Help is Appreciated . . . But

This is Steven Petrick posting.

I am not perfect. I have never made any claim that I am. Thus I appreciate having people check my work. I am as prone as anyone to making typos, from the infamous to, two, too, and their, there, to the even more infamous "word not included that changes the meaning of the sentence" error, among others. So I appreciate having people look over my writing before it becomes more or less fixed in a published product.

Part of my job here at Amarillo Design Bureau, inc, is taking other people's submissions and editing them and formatting them. This includes scenarios, proposals, term papers, tactical notes, and, yes, articles. In many cases, if there is time, I like to send the edited and/or formatted copy back to the author to check. Sometimes the author will (on reading the edited copy) see a thought he wants to add. Sometimes the author will realize that I did not understand a point he was making, or the way he wanted a special scenario rule to work in  his scenario, or simply note that I have made one of the various blunders in typing that one can make and not noticed it. (Let's be fair to everyone here, proofing your own work is one of the hardest things to do because your mind knows you wrote something in a given sentence, and "sees" it even thought it is not there.) Calling me on my errors or misunderstandings does not bother me.

The problem is that I often get an article back from an author that says "here is a revised copy, I have made a few edits." This is an effort to be helpful, but when you get an article that (in an example of worse case) is a dozen pages long where someone has made a "few edits," you have no idea what has been changed. And you have no choice but to re-read and re-edit the entire article looking for those "few edits." The problem, you see, is that the author is still himself human, and in making those few edits might have made a mistake (see for example the "their, there" item above).

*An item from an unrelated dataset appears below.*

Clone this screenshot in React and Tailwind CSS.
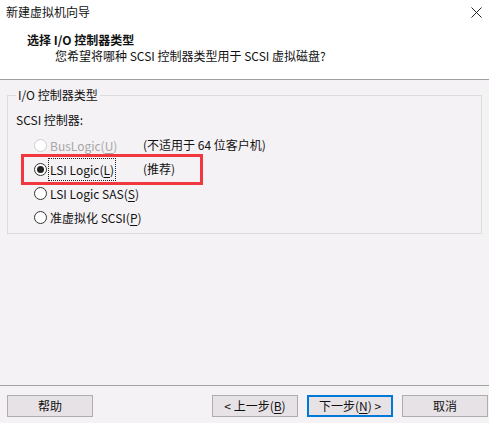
const font = { fontFamily: '"Noto Sans CJK SC", "Noto Sans", sans-serif' };

function Radio({ checked, disabled }) {
  return (
    <span
      className={`flex h-[13px] w-[13px] shrink-0 items-center justify-center rounded-full border bg-white ${
        disabled ? "border-[#cfcfcf]" : "border-[#333333]"
      }`}
    >
      {checked && <span className="h-[7px] w-[7px] rounded-full bg-[#222222]" />}
    </span>
  );
}

function Option({ label, mnemonic, note, checked, disabled, focused }) {
  return (
    <div className="flex h-6 items-center">
      <div className="flex w-[109px] items-center gap-[2px]">
        <Radio checked={checked} disabled={disabled} />
        <span
          className={`whitespace-nowrap px-[1px] leading-[21px] ${
            disabled ? "text-[#a6a6a6]" : "text-[#111111]"
          } ${focused ? "outline outline-1 outline-dotted outline-[#222222]" : ""}`}
        >
          {label}(<span className="underline underline-offset-2">{mnemonic}</span>)
        </span>
      </div>
      {note && <span className="whitespace-nowrap text-[#111111]">{note}</span>}
    </div>
  );
}

function Button({ children, primary }) {
  return (
    <button
      type="button"
      className={`flex h-[22px] w-[86px] items-center justify-center bg-[#e6e2e6] text-[12px] text-[#111111] ${
        primary ? "border-2 border-[#0078d7]" : "border border-[#adadad]"
      }`}
    >
      {children}
    </button>
  );
}

export default function App() {
  return (
    <div
      className="relative flex h-[423px] w-[489px] flex-col bg-[#f5f2f5] text-[12px] text-[#111111]"
      style={font}
    >
      <div className="h-[80px] border-b border-[#a0a0a0] bg-white">
        <div className="flex h-[24px] items-center justify-between pl-[6px] pr-[7px]">
          <span>新建虚拟机向导</span>
          <svg width="11" height="11" viewBox="0 0 11 11" className="text-[#222222]">
            <path d="M0.5 0.5 L10.5 10.5 M10.5 0.5 L0.5 10.5" stroke="currentColor" strokeWidth="1" />
          </svg>
        </div>
        <div className="mt-[7px] pl-[27px] font-bold leading-[17px]">选择 I/O 控制器类型</div>
        <div className="pl-[55px] leading-[16px]">您希望将哪种 SCSI 控制器类型用于 SCSI 虚拟磁盘?</div>
      </div>

      <div className="flex-1 px-[7px] pt-[7px]">
        <fieldset className="h-[147px] border border-[#dcdcdc] px-[8px] pb-2">
          <legend className="px-[2px] leading-[16px]">I/O 控制器类型</legend>
          <div className="mt-[9px] leading-[16px]">SCSI 控制器:</div>
          <div className="mt-[5px] pl-[18px]">
            <Option label="BusLogic" mnemonic="U" note="(不适用于 64 位客户机)" disabled />
            <Option label="LSI Logic" mnemonic="L" note="(推荐)" checked focused />
            <Option label="LSI Logic SAS" mnemonic="S" />
            <Option label="准虚拟化 SCSI" mnemonic="P" />
          </div>
        </fieldset>
      </div>

      <div className="flex h-[38px] items-start border-t border-[#a0a0a0] pl-[7px] pr-[1px] pt-[9px]">
        <Button>帮助</Button>
        <div className="ml-auto flex gap-[9px]">
          <Button>
            &lt; 上一步(<span className="underline underline-offset-2">B</span>)
          </Button>
          <Button primary>
            下一步(<span className="underline underline-offset-2">N</span>) &gt;
          </Button>
          <Button>取消</Button>
        </div>
      </div>

      <div className="pointer-events-none absolute left-[21px] top-[154px] h-[31px] w-[182px] border-[3px] border-[#f0393e]" />
    </div>
  );
}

Something that should take just a few minutes to check becomes a whole afternoon's work re-reading a document that should be finished.

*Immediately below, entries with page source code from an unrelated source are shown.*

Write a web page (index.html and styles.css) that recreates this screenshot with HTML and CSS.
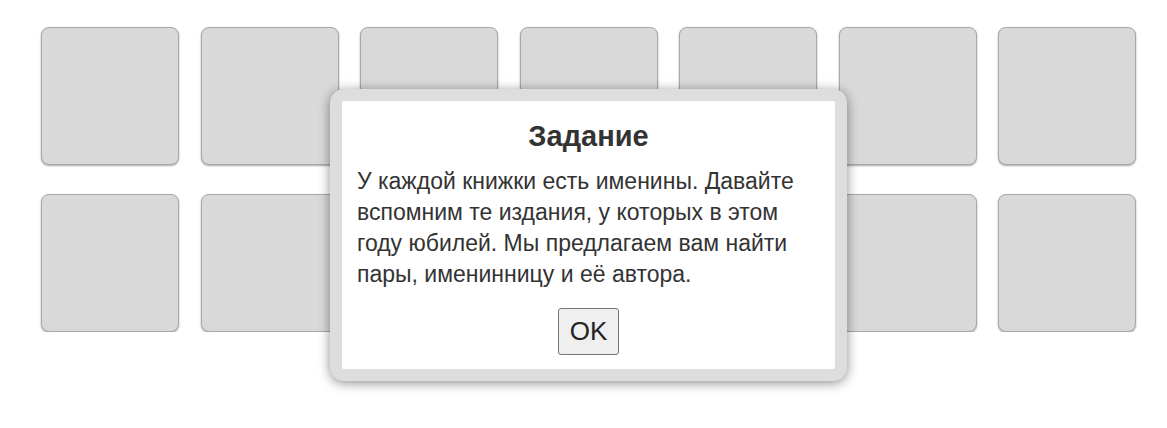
FILE: index.html
```
<!DOCTYPE html>
<html lang="ru">
<head>
<meta charset="utf-8">
<title>Задание</title>
<link rel="stylesheet" href="styles.css">
</head>
<body>
<div class="board">
  <div class="card"></div>
  <div class="card"></div>
  <div class="card"></div>
  <div class="card"></div>
  <div class="card"></div>
  <div class="card"></div>
  <div class="card"></div>
  <div class="card"></div>
  <div class="card"></div>
  <div class="card"></div>
  <div class="card"></div>
  <div class="card"></div>
  <div class="card"></div>
  <div class="card"></div>
</div>
<div class="dialog">
  <div class="dialog-inner">
    <h2 class="dialog-title">Задание</h2>
    <p class="dialog-text">У каждой книжки есть именины. Давайте вспомним те издания, у которых в этом году юбилей. Мы предлагаем вам найти пары, именинницу и её автора.</p>
    <div class="dialog-actions"><button class="ok-btn" type="button">OK</button></div>
  </div>
</div>
</body>
</html>
```
FILE: styles.css
```
html, body {
  margin: 0;
  padding: 0;
  background: #ffffff;
  font-family: "Liberation Sans", Arial, sans-serif;
  color: #333333;
}

.board {
  display: grid;
  grid-template-columns: repeat(7, 138px);
  column-gap: 21.5px;
  row-gap: 29px;
  padding: 27px 0 0 41px;
}

.card {
  box-sizing: border-box;
  width: 138px;
  height: 138px;
  background: #d9d9d9;
  border: 1px solid #a8a8a8;
  border-radius: 8px;
  box-shadow: 0 1px 2px rgba(0, 0, 0, 0.35);
}

.dialog {
  position: absolute;
  left: 330px;
  top: 89px;
  box-sizing: border-box;
  width: 517px;
  height: 292px;
  border: 12px solid #dddddd;
  border-radius: 14px;
  background: #ffffff;
  box-shadow: 0 2px 12px rgba(0, 0, 0, 0.45);
}

.dialog-inner {
  display: flex;
  flex-direction: column;
  padding: 18px 15px 0 15px;
}

.dialog-title {
  margin: 0;
  font-size: 29px;
  line-height: 34px;
  font-weight: bold;
  text-align: center;
  color: #333333;
}

.dialog-text {
  margin: 13px 0 0 0;
  font-size: 23px;
  line-height: 31px;
  color: #333333;
}

.dialog-actions {
  display: flex;
  justify-content: center;
  margin-top: 18px;
}

.ok-btn {
  box-sizing: border-box;
  width: 61px;
  height: 47px;
  padding: 0;
  font-family: "Liberation Sans", Arial, sans-serif;
  font-size: 26px;
  color: #222222;
  background: #efefef;
  border: 1px solid #767676;
  border-radius: 3px;
}
```
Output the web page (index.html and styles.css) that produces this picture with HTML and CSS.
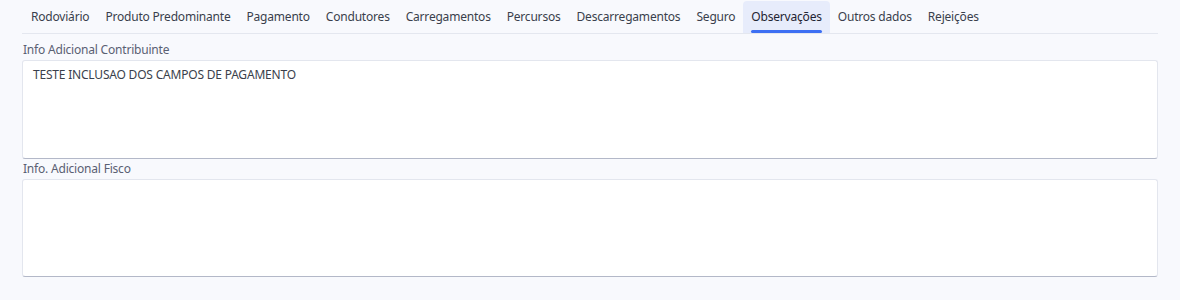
FILE: index.html
```html
<!DOCTYPE html>
<html lang="pt">
<head>
<meta charset="utf-8">
<link rel="stylesheet" href="styles.css">
</head>
<body>
<div class="page">
  <nav class="tabs">
    <div class="tab">Rodoviário</div>
    <div class="tab">Produto Predominante</div>
    <div class="tab">Pagamento</div>
    <div class="tab">Condutores</div>
    <div class="tab">Carregamentos</div>
    <div class="tab">Percursos</div>
    <div class="tab">Descarregamentos</div>
    <div class="tab">Seguro</div>
    <div class="tab active">Observações</div>
    <div class="tab">Outros dados</div>
    <div class="tab">Rejeições</div>
  </nav>
  <div class="field first">
    <label class="label">Info Adicional Contribuinte</label>
    <div class="textarea">TESTE INCLUSAO DOS CAMPOS DE PAGAMENTO</div>
  </div>
  <div class="field second">
    <label class="label">Info. Adicional Fisco</label>
    <div class="textarea"></div>
  </div>
</div>
</body>
</html>
```
FILE: styles.css
```css
html, body {
  margin: 0;
  padding: 0;
  background: #f8f9fd;
}
body {
  font-family: "Noto Sans", "Open Sans", sans-serif;
  font-size: 12px;
  letter-spacing: -0.2px;
  color: #3a3f4c;
}
.page {
  width: 1136px;
  margin-left: 22px;
  padding-top: 1px;
}
.tabs {
  display: flex;
  height: 32px;
  border-bottom: 1px solid #e4e7ef;
}
.tab {
  position: relative;
  padding: 0 8px;
  line-height: 32px;
  color: #3a3f4c;
  white-space: nowrap;
}
.tab:first-child {
  margin-left: 1px;
}
.tab.active {
  background: #e7ecfb;
  border-radius: 4px 4px 0 0;
  color: #1f2433;
}
.tab.active::after {
  content: "";
  position: absolute;
  left: 8px;
  right: 8px;
  bottom: 0;
  height: 3px;
  border-radius: 2px;
  background: #3d6ff3;
}
.field {
  display: flex;
  flex-direction: column;
}
.field.first {
  margin-top: 8px;
}
.field.second {
  margin-top: 2px;
}
.label {
  line-height: 16px;
  color: #5a6073;
  padding-left: 1px;
  margin-bottom: 2px;
}
.textarea {
  background: #fff;
  border: 1px solid #e3e6ee;
  border-bottom-color: #b3b8c8;
  border-radius: 3px;
  padding: 6px 10px;
  box-sizing: border-box;
  height: 99px;
  color: #3a3f4c;
  line-height: 16px;
}
.field.second .textarea {
  height: 98px;
}
```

Again, to be fair, I regret that many of the (for example) battle group tactics articles are not sent by me with little notes that I changed this or that. But I am making gross over all changes, often changing the writers assumption that he is "not in command" but rather writing a series of suggestions to "he is in command." That is the tone we want for these articles and I have to make those changes and it affects every paragraph, and sometimes every sentence of ever paragraph. A short list of changes is just not really possible.

So if you get an article back from me to be checked, and you see a change to make, consider how hard it will be for me (or SVC, or Jean) to find your edit when you return the document. It is a lot easier for you to be proactive and mark the change some way than it is for us to search the whole document looking for your "one or two edits." You might colorize the text where you made the edit, or put it in a larger font so that it obviously stands out. You might send a change document that says "in the sentence beginning "The Borak will be easily . . ." the word "not" is missing, it should read "The Borak will not be easily . . ." (see what I mean about a missing word changing the meaning of a sentence?).

You could just put a couple of line breaks before an after the sentence you are editing (or the paragraph you are adding if you thought of something you wanted to add to your submission).

Really and honestly I appreciate the help, things are better with the input, but when (in a recent case) a dozen people send back articles sent to them for "review, comment, and correction" with the note "I have made a few edits" it finally reached the point where I ran screaming into the thunderstorm and did not come back until the next day.